### Your instructions
Keep the pictures out of the copy and print all the entries below exactly.

--- Information given ---

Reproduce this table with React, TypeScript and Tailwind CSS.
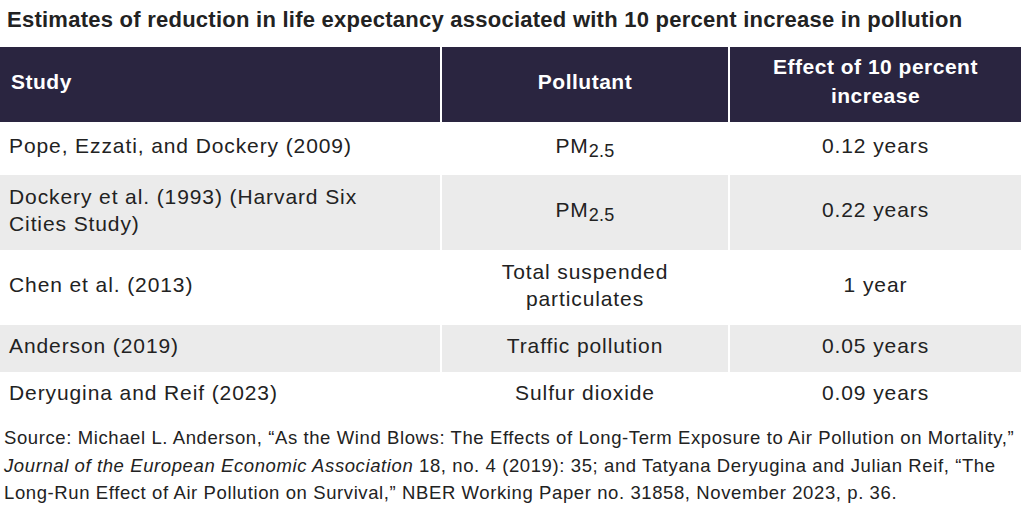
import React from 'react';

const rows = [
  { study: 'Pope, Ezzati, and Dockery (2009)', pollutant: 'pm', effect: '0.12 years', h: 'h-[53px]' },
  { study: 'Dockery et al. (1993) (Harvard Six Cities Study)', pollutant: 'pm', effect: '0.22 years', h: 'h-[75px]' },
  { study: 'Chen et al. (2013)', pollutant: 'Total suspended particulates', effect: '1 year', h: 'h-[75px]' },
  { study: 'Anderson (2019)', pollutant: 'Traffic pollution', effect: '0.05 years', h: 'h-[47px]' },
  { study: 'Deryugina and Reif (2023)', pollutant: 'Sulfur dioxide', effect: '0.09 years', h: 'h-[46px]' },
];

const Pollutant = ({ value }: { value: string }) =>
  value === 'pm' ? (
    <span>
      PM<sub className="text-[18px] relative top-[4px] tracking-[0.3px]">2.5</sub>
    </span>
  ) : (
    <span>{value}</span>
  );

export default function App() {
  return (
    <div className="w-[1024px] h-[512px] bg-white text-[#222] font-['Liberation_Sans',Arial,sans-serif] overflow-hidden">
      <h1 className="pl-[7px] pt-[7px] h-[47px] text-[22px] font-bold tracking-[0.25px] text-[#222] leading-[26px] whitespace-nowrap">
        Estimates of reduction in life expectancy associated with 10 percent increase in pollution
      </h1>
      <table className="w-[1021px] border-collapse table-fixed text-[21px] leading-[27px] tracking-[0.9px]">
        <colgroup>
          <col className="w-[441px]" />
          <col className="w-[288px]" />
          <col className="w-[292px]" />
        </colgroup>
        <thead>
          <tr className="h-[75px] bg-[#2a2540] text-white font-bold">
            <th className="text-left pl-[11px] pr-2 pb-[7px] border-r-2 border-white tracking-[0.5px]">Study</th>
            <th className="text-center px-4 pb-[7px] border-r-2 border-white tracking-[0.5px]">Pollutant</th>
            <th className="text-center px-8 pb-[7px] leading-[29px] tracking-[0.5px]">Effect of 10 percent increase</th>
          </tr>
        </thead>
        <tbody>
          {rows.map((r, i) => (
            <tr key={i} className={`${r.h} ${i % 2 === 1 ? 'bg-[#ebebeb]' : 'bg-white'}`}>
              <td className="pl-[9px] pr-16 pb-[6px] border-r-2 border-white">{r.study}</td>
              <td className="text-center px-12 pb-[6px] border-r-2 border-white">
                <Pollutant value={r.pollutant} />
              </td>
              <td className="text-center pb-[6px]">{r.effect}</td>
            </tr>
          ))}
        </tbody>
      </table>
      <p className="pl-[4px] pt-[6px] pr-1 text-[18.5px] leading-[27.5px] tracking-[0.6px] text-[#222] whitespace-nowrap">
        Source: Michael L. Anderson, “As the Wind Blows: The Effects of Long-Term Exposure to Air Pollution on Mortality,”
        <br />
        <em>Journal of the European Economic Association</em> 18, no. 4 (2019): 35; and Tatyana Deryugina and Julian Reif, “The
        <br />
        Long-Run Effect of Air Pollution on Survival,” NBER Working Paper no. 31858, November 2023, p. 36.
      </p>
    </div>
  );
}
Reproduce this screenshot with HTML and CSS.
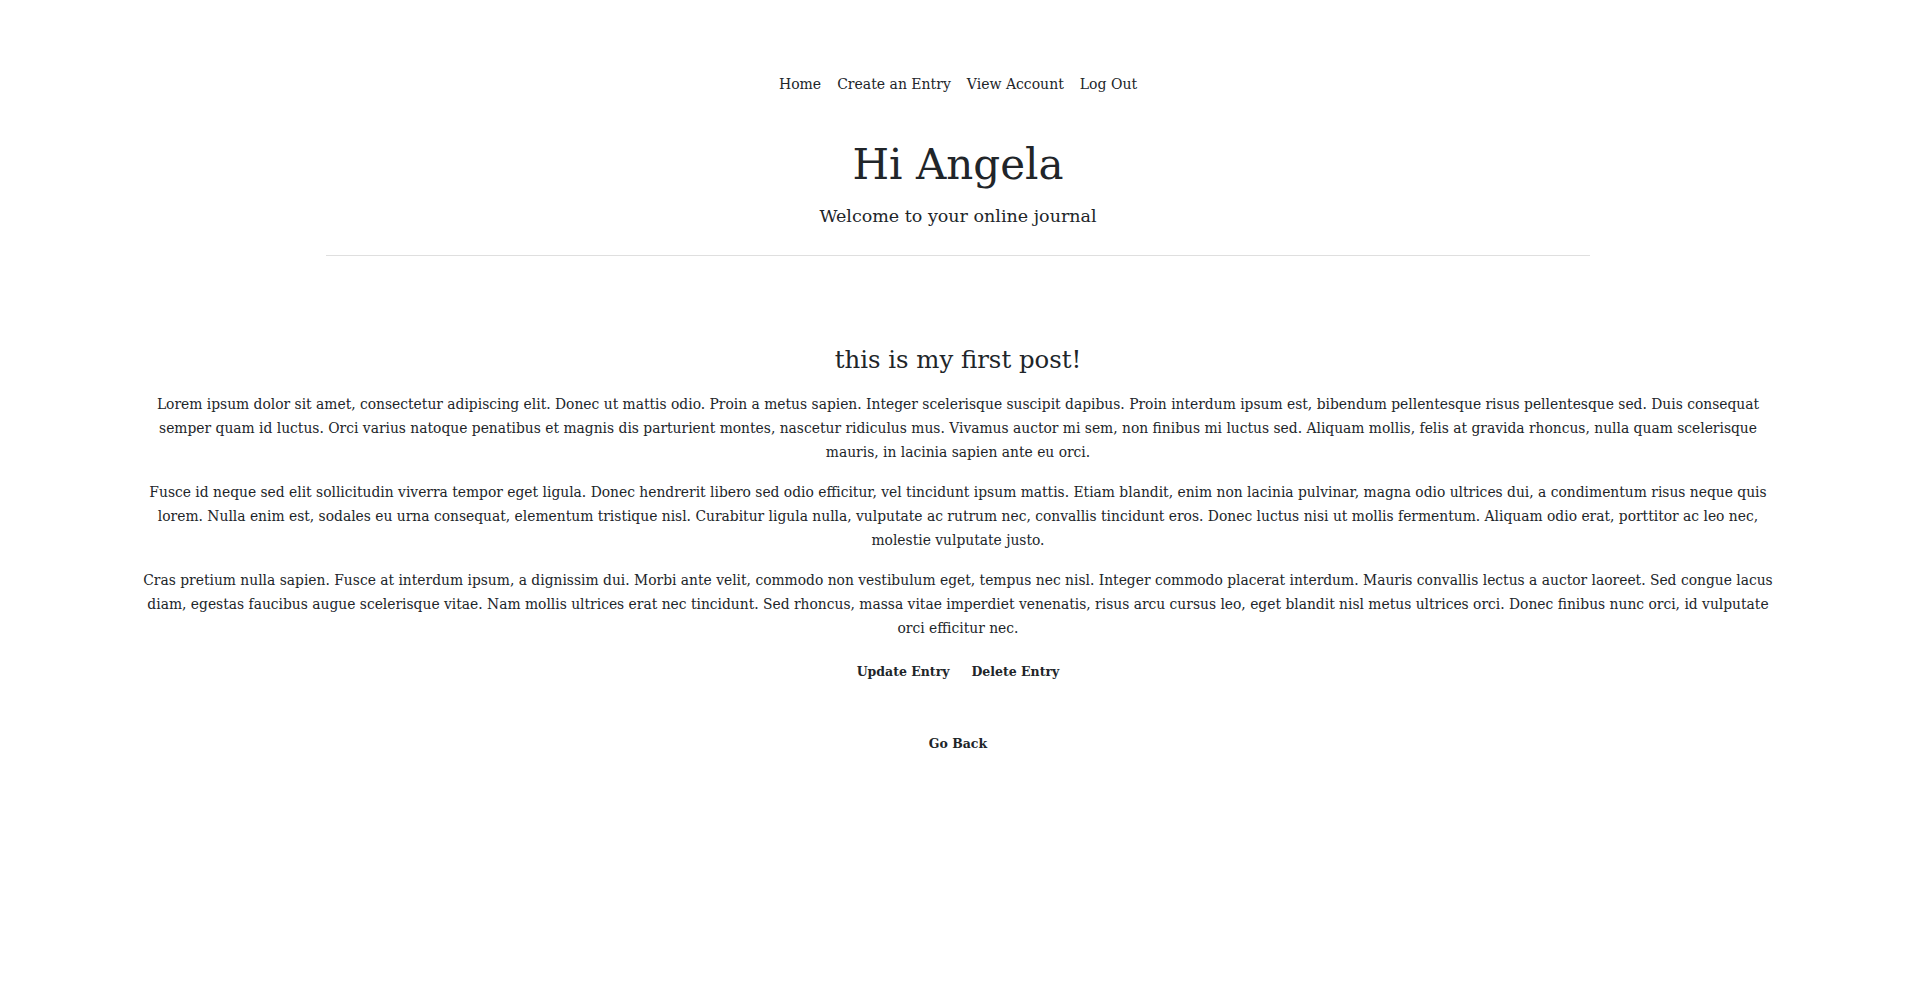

---

### Solution for this task
Reproduce this table with React, TypeScript and Tailwind CSS.
import React from 'react';

const rows = [
  { study: 'Pope, Ezzati, and Dockery (2009)', pollutant: 'pm', effect: '0.12 years', h: 'h-[53px]' },
  { study: 'Dockery et al. (1993) (Harvard Six Cities Study)', pollutant: 'pm', effect: '0.22 years', h: 'h-[75px]' },
  { study: 'Chen et al. (2013)', pollutant: 'Total suspended particulates', effect: '1 year', h: 'h-[75px]' },
  { study: 'Anderson (2019)', pollutant: 'Traffic pollution', effect: '0.05 years', h: 'h-[47px]' },
  { study: 'Deryugina and Reif (2023)', pollutant: 'Sulfur dioxide', effect: '0.09 years', h: 'h-[46px]' },
];

const Pollutant = ({ value }: { value: string }) =>
  value === 'pm' ? (
    <span>
      PM<sub className="text-[18px] relative top-[4px] tracking-[0.3px]">2.5</sub>
    </span>
  ) : (
    <span>{value}</span>
  );

export default function App() {
  return (
    <div className="w-[1024px] h-[512px] bg-white text-[#222] font-['Liberation_Sans',Arial,sans-serif] overflow-hidden">
      <h1 className="pl-[7px] pt-[7px] h-[47px] text-[22px] font-bold tracking-[0.25px] text-[#222] leading-[26px] whitespace-nowrap">
        Estimates of reduction in life expectancy associated with 10 percent increase in pollution
      </h1>
      <table className="w-[1021px] border-collapse table-fixed text-[21px] leading-[27px] tracking-[0.9px]">
        <colgroup>
          <col className="w-[441px]" />
          <col className="w-[288px]" />
          <col className="w-[292px]" />
        </colgroup>
        <thead>
          <tr className="h-[75px] bg-[#2a2540] text-white font-bold">
            <th className="text-left pl-[11px] pr-2 pb-[7px] border-r-2 border-white tracking-[0.5px]">Study</th>
            <th className="text-center px-4 pb-[7px] border-r-2 border-white tracking-[0.5px]">Pollutant</th>
            <th className="text-center px-8 pb-[7px] leading-[29px] tracking-[0.5px]">Effect of 10 percent increase</th>
          </tr>
        </thead>
        <tbody>
          {rows.map((r, i) => (
            <tr key={i} className={`${r.h} ${i % 2 === 1 ? 'bg-[#ebebeb]' : 'bg-white'}`}>
              <td className="pl-[9px] pr-16 pb-[6px] border-r-2 border-white">{r.study}</td>
              <td className="text-center px-12 pb-[6px] border-r-2 border-white">
                <Pollutant value={r.pollutant} />
              </td>
              <td className="text-center pb-[6px]">{r.effect}</td>
            </tr>
          ))}
        </tbody>
      </table>
      <p className="pl-[4px] pt-[6px] pr-1 text-[18.5px] leading-[27.5px] tracking-[0.6px] text-[#222] whitespace-nowrap">
        Source: Michael L. Anderson, “As the Wind Blows: The Effects of Long-Term Exposure to Air Pollution on Mortality,”
        <br />
        <em>Journal of the European Economic Association</em> 18, no. 4 (2019): 35; and Tatyana Deryugina and Julian Reif, “The
        <br />
        Long-Run Effect of Air Pollution on Survival,” NBER Working Paper no. 31858, November 2023, p. 36.
      </p>
    </div>
  );
}
Reproduce this screenshot with HTML and CSS.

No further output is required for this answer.